WRITTEN INSTRUCTION
Copy nothing but the text: reproduce each line of the listing exactly and leave the pictures out.

RECORDED DATA
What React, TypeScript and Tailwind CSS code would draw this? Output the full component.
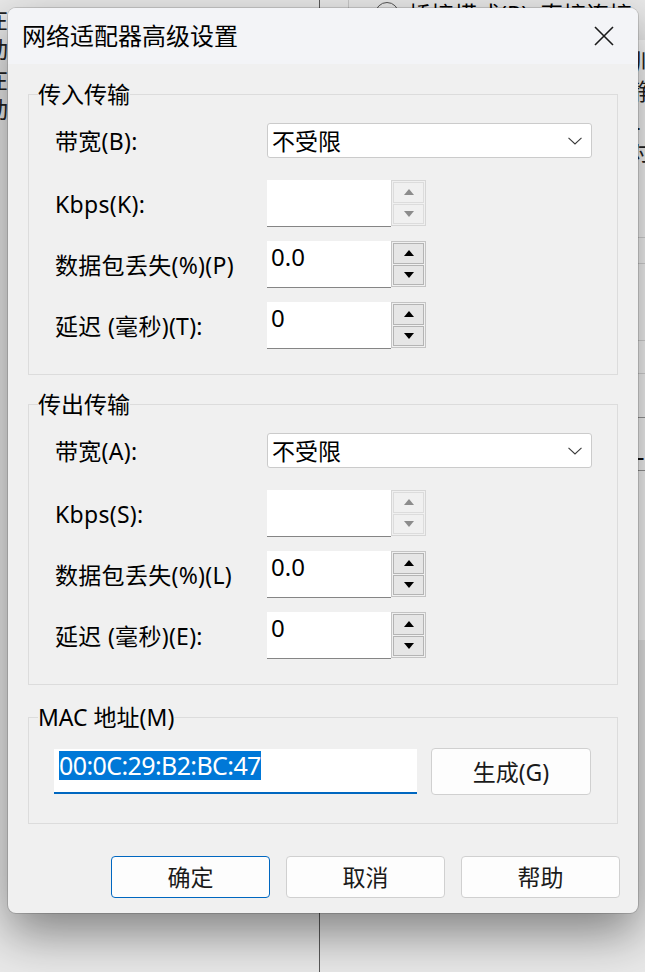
import React from "react";

const FONT = '"Noto Sans", "Noto Sans CJK SC", sans-serif';

function Chevron() {
  return (
    <svg width="14" height="8" viewBox="0 0 14 8" className="shrink-0">
      <polyline points="0.5,0.8 7,7 13.5,0.8" fill="none" stroke="#3a3a3a" strokeWidth="1.1" />
    </svg>
  );
}

function Arrow({ up, disabled }: { up: boolean; disabled?: boolean }) {
  const color = disabled ? "#8c8c8c" : "#000000";
  return (
    <svg width="10" height="6" viewBox="0 0 10 6">
      {up ? <polygon points="5,0 10,6 0,6" fill={color} /> : <polygon points="0,0 10,0 5,6" fill={color} />}
    </svg>
  );
}

function Combo() {
  return (
    <div className="flex h-[35px] w-[325px] items-center justify-between rounded-[3px] border border-[#cbcbcb] bg-white pl-[4px] pr-[9px]">
      <span className="text-[23px] leading-[28px] text-black">不受限</span>
      <Chevron />
    </div>
  );
}

function Spin({ value, disabled }: { value?: string; disabled?: boolean }) {
  return (
    <div className="flex h-[47px]">
      <div className="h-[47px] w-[124px] border-b border-[#858585] bg-white pl-[4px] pt-[2px] text-[24px] leading-[28px] text-black">
        {value}
      </div>
      <div
        className={`flex h-[46px] w-[35px] flex-col gap-[1px] border p-[1px] ${
          disabled ? "border-[#d6d6d6]" : "border-[#c4c4c4]"
        }`}
      >
        <div
          className={`flex flex-1 items-center justify-center border ${
            disabled ? "border-[#dcdcdc] bg-[#f0f0f0]" : "border-[#b4b4b4] bg-[#e6e6e6]"
          }`}
        >
          <Arrow up disabled={disabled} />
        </div>
        <div
          className={`flex flex-1 items-center justify-center border ${
            disabled ? "border-[#dcdcdc] bg-[#f0f0f0]" : "border-[#b4b4b4] bg-[#e6e6e6]"
          }`}
        >
          <Arrow up={false} disabled={disabled} />
        </div>
      </div>
    </div>
  );
}

function Row({ label, children, className = "" }: { label: string; children: React.ReactNode; className?: string }) {
  return (
    <div className={`flex items-center ${className}`}>
      <div className="w-[212px] text-[23px] leading-[28px] tracking-[0.3px] text-black">{label}</div>
      {children}
    </div>
  );
}

function TransferGroup({
  title,
  keys,
  className = "",
}: {
  title: string;
  keys: [string, string, string, string];
  className?: string;
}) {
  return (
    <fieldset className={`mx-[20px] border border-[#dcdcdc] pb-[25px] pl-[26px] pt-[17px] ${className}`}>
      <legend className="ml-[-17px] text-[23px] leading-[24px] text-black">{title}</legend>
      <Row label={`带宽(${keys[0]}):`}>
        <Combo />
      </Row>
      <Row label={`Kbps(${keys[1]}):`} className="mt-[22px]">
        <Spin disabled />
      </Row>
      <Row label={`数据包丢失(%)(${keys[2]})`} className="mt-[14px]">
        <Spin value="0.0" />
      </Row>
      <Row label={`延迟 (毫秒)(${keys[3]}):`} className="mt-[14px]">
        <Spin value="0" />
      </Row>
    </fieldset>
  );
}

function DialogButton({ label, primary }: { label: string; primary?: boolean }) {
  return (
    <button
      className={`flex h-[42px] w-[159px] items-center justify-center rounded-[4px] border bg-[#fdfdfd] text-[23px] leading-[28px] text-[#1a1a1a] ${
        primary ? "border-[#0067c0]" : "border-[#d0d0d0]"
      }`}
    >
      {label}
    </button>
  );
}

export default function App() {
  return (
    <div className="relative h-[972px] w-[645px] overflow-hidden bg-[#e9e9e9]" style={{ fontFamily: FONT }}>
      {/* window behind the dialog */}
      <div className="absolute left-[319px] top-0 h-[972px] w-px bg-[#5a5a5a]" />
      <div className="absolute left-[348px] top-0 h-[20px] w-px bg-[#c8c8c8]" />
      <div className="absolute left-[375px] top-[2px] h-[24px] w-[24px] rounded-full border-[1.5px] border-[#555]" />
      <div className="absolute left-[408px] top-[0px] text-[23px] leading-[28px] text-black">桥接模式(R): 直接连接</div>
      <div className="absolute left-[-15px] top-[4px] flex flex-col text-[23px] leading-[30px] text-[#222]">
        <span>在</span>
        <span>动</span>
        <span>在</span>
        <span>动</span>
      </div>
      <div className="absolute left-[636px] top-[40px] h-[600px] w-[10px] bg-[#fafafa]" />
      <div className="absolute left-[628px] top-[46px] flex flex-col text-[23px] leading-[30px] text-[#222]">
        <span>训</span>
        <span>静</span>
        <span>L</span>
        <span>对</span>
      </div>
      <div className="absolute left-[637px] top-[237px] h-px w-[10px] bg-[#d8d8d8]" />
      <div className="absolute left-[637px] top-[263px] h-px w-[10px] bg-[#d8d8d8]" />
      <div className="absolute left-[637px] top-[340px] h-px w-[10px] bg-[#d8d8d8]" />
      <div className="absolute left-[637px] top-[373px] h-px w-[10px] bg-[#d8d8d8]" />
      <div className="absolute left-[637px] top-[417px] h-px w-[10px] bg-[#9a9a9a]" />
      <div className="absolute left-[637px] top-[470px] h-px w-[10px] bg-[#9a9a9a]" />
      <div className="absolute left-[632px] top-[436px] text-[23px] leading-[30px] text-[#111]">L</div>

      {/* dialog */}
      <div className="absolute left-[8px] top-[8px] flex h-[905px] w-[630px] flex-col overflow-hidden rounded-[8px] bg-[#f0f0f0] shadow-[0_20px_50px_rgba(0,0,0,0.45),0_0_0_1px_rgba(0,0,0,0.14)]">
        <div className="flex h-[56px] shrink-0 items-center justify-between bg-[#f3f4f7] pl-[14px] pr-[24px]">
          <span className="text-[24px] leading-[28px] text-black">网络适配器高级设置</span>
          <svg width="20" height="20" viewBox="0 0 20 20">
            <path d="M1 1 L19 19 M19 1 L1 19" stroke="#1a1a1a" strokeWidth="1.6" fill="none" />
          </svg>
        </div>

        <div className="flex flex-1 flex-col pt-[18px]">
          <TransferGroup title="传入传输" keys={["B", "K", "P", "T"]} />
          <TransferGroup title="传出传输" keys={["A", "S", "L", "E"]} className="mt-[17px]" />

          <fieldset className="mx-[20px] mt-[20px] border border-[#dcdcdc] pb-[28px] pl-[25px] pt-[19px]">
            <legend className="ml-[-16px] text-[23px] leading-[24px] text-black">MAC 地址(M)</legend>
            <div className="flex items-center gap-[14px]">
              <div className="h-[45px] w-[363px] border-b-2 border-[#0067c0] bg-white pl-[5px] pt-[2px]">
                <span className="inline-block h-[29px] bg-[#0078d7] text-[25px] leading-[29px] tracking-[-0.6px] text-white">
                  00:0C:29:B2:BC:47
                </span>
              </div>
              <button className="flex h-[47px] w-[160px] items-center justify-center rounded-[4px] border border-[#d0d0d0] bg-[#fdfdfd] text-[23px] leading-[28px] text-[#1a1a1a]">
                生成(G)
              </button>
            </div>
          </fieldset>

          <div className="mt-[32px] flex justify-end gap-[16px] pr-[18px]">
            <DialogButton label="确定" primary />
            <DialogButton label="取消" />
            <DialogButton label="帮助" />
          </div>
        </div>
      </div>
    </div>
  );
}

COMPLETE RESPONSE
What React, TypeScript and Tailwind CSS code would draw this? Output the full component.
import React from "react";

const FONT = '"Noto Sans", "Noto Sans CJK SC", sans-serif';

function Chevron() {
  return (
    <svg width="14" height="8" viewBox="0 0 14 8" className="shrink-0">
      <polyline points="0.5,0.8 7,7 13.5,0.8" fill="none" stroke="#3a3a3a" strokeWidth="1.1" />
    </svg>
  );
}

function Arrow({ up, disabled }: { up: boolean; disabled?: boolean }) {
  const color = disabled ? "#8c8c8c" : "#000000";
  return (
    <svg width="10" height="6" viewBox="0 0 10 6">
      {up ? <polygon points="5,0 10,6 0,6" fill={color} /> : <polygon points="0,0 10,0 5,6" fill={color} />}
    </svg>
  );
}

function Combo() {
  return (
    <div className="flex h-[35px] w-[325px] items-center justify-between rounded-[3px] border border-[#cbcbcb] bg-white pl-[4px] pr-[9px]">
      <span className="text-[23px] leading-[28px] text-black">不受限</span>
      <Chevron />
    </div>
  );
}

function Spin({ value, disabled }: { value?: string; disabled?: boolean }) {
  return (
    <div className="flex h-[47px]">
      <div className="h-[47px] w-[124px] border-b border-[#858585] bg-white pl-[4px] pt-[2px] text-[24px] leading-[28px] text-black">
        {value}
      </div>
      <div
        className={`flex h-[46px] w-[35px] flex-col gap-[1px] border p-[1px] ${
          disabled ? "border-[#d6d6d6]" : "border-[#c4c4c4]"
        }`}
      >
        <div
          className={`flex flex-1 items-center justify-center border ${
            disabled ? "border-[#dcdcdc] bg-[#f0f0f0]" : "border-[#b4b4b4] bg-[#e6e6e6]"
          }`}
        >
          <Arrow up disabled={disabled} />
        </div>
        <div
          className={`flex flex-1 items-center justify-center border ${
            disabled ? "border-[#dcdcdc] bg-[#f0f0f0]" : "border-[#b4b4b4] bg-[#e6e6e6]"
          }`}
        >
          <Arrow up={false} disabled={disabled} />
        </div>
      </div>
    </div>
  );
}

function Row({ label, children, className = "" }: { label: string; children: React.ReactNode; className?: string }) {
  return (
    <div className={`flex items-center ${className}`}>
      <div className="w-[212px] text-[23px] leading-[28px] tracking-[0.3px] text-black">{label}</div>
      {children}
    </div>
  );
}

function TransferGroup({
  title,
  keys,
  className = "",
}: {
  title: string;
  keys: [string, string, string, string];
  className?: string;
}) {
  return (
    <fieldset className={`mx-[20px] border border-[#dcdcdc] pb-[25px] pl-[26px] pt-[17px] ${className}`}>
      <legend className="ml-[-17px] text-[23px] leading-[24px] text-black">{title}</legend>
      <Row label={`带宽(${keys[0]}):`}>
        <Combo />
      </Row>
      <Row label={`Kbps(${keys[1]}):`} className="mt-[22px]">
        <Spin disabled />
      </Row>
      <Row label={`数据包丢失(%)(${keys[2]})`} className="mt-[14px]">
        <Spin value="0.0" />
      </Row>
      <Row label={`延迟 (毫秒)(${keys[3]}):`} className="mt-[14px]">
        <Spin value="0" />
      </Row>
    </fieldset>
  );
}

function DialogButton({ label, primary }: { label: string; primary?: boolean }) {
  return (
    <button
      className={`flex h-[42px] w-[159px] items-center justify-center rounded-[4px] border bg-[#fdfdfd] text-[23px] leading-[28px] text-[#1a1a1a] ${
        primary ? "border-[#0067c0]" : "border-[#d0d0d0]"
      }`}
    >
      {label}
    </button>
  );
}

export default function App() {
  return (
    <div className="relative h-[972px] w-[645px] overflow-hidden bg-[#e9e9e9]" style={{ fontFamily: FONT }}>
      {/* window behind the dialog */}
      <div className="absolute left-[319px] top-0 h-[972px] w-px bg-[#5a5a5a]" />
      <div className="absolute left-[348px] top-0 h-[20px] w-px bg-[#c8c8c8]" />
      <div className="absolute left-[375px] top-[2px] h-[24px] w-[24px] rounded-full border-[1.5px] border-[#555]" />
      <div className="absolute left-[408px] top-[0px] text-[23px] leading-[28px] text-black">桥接模式(R): 直接连接</div>
      <div className="absolute left-[-15px] top-[4px] flex flex-col text-[23px] leading-[30px] text-[#222]">
        <span>在</span>
        <span>动</span>
        <span>在</span>
        <span>动</span>
      </div>
      <div className="absolute left-[636px] top-[40px] h-[600px] w-[10px] bg-[#fafafa]" />
      <div className="absolute left-[628px] top-[46px] flex flex-col text-[23px] leading-[30px] text-[#222]">
        <span>训</span>
        <span>静</span>
        <span>L</span>
        <span>对</span>
      </div>
      <div className="absolute left-[637px] top-[237px] h-px w-[10px] bg-[#d8d8d8]" />
      <div className="absolute left-[637px] top-[263px] h-px w-[10px] bg-[#d8d8d8]" />
      <div className="absolute left-[637px] top-[340px] h-px w-[10px] bg-[#d8d8d8]" />
      <div className="absolute left-[637px] top-[373px] h-px w-[10px] bg-[#d8d8d8]" />
      <div className="absolute left-[637px] top-[417px] h-px w-[10px] bg-[#9a9a9a]" />
      <div className="absolute left-[637px] top-[470px] h-px w-[10px] bg-[#9a9a9a]" />
      <div className="absolute left-[632px] top-[436px] text-[23px] leading-[30px] text-[#111]">L</div>

      {/* dialog */}
      <div className="absolute left-[8px] top-[8px] flex h-[905px] w-[630px] flex-col overflow-hidden rounded-[8px] bg-[#f0f0f0] shadow-[0_20px_50px_rgba(0,0,0,0.45),0_0_0_1px_rgba(0,0,0,0.14)]">
        <div className="flex h-[56px] shrink-0 items-center justify-between bg-[#f3f4f7] pl-[14px] pr-[24px]">
          <span className="text-[24px] leading-[28px] text-black">网络适配器高级设置</span>
          <svg width="20" height="20" viewBox="0 0 20 20">
            <path d="M1 1 L19 19 M19 1 L1 19" stroke="#1a1a1a" strokeWidth="1.6" fill="none" />
          </svg>
        </div>

        <div className="flex flex-1 flex-col pt-[18px]">
          <TransferGroup title="传入传输" keys={["B", "K", "P", "T"]} />
          <TransferGroup title="传出传输" keys={["A", "S", "L", "E"]} className="mt-[17px]" />

          <fieldset className="mx-[20px] mt-[20px] border border-[#dcdcdc] pb-[28px] pl-[25px] pt-[19px]">
            <legend className="ml-[-16px] text-[23px] leading-[24px] text-black">MAC 地址(M)</legend>
            <div className="flex items-center gap-[14px]">
              <div className="h-[45px] w-[363px] border-b-2 border-[#0067c0] bg-white pl-[5px] pt-[2px]">
                <span className="inline-block h-[29px] bg-[#0078d7] text-[25px] leading-[29px] tracking-[-0.6px] text-white">
                  00:0C:29:B2:BC:47
                </span>
              </div>
              <button className="flex h-[47px] w-[160px] items-center justify-center rounded-[4px] border border-[#d0d0d0] bg-[#fdfdfd] text-[23px] leading-[28px] text-[#1a1a1a]">
                生成(G)
              </button>
            </div>
          </fieldset>

          <div className="mt-[32px] flex justify-end gap-[16px] pr-[18px]">
            <DialogButton label="确定" primary />
            <DialogButton label="取消" />
            <DialogButton label="帮助" />
          </div>
        </div>
      </div>
    </div>
  );
}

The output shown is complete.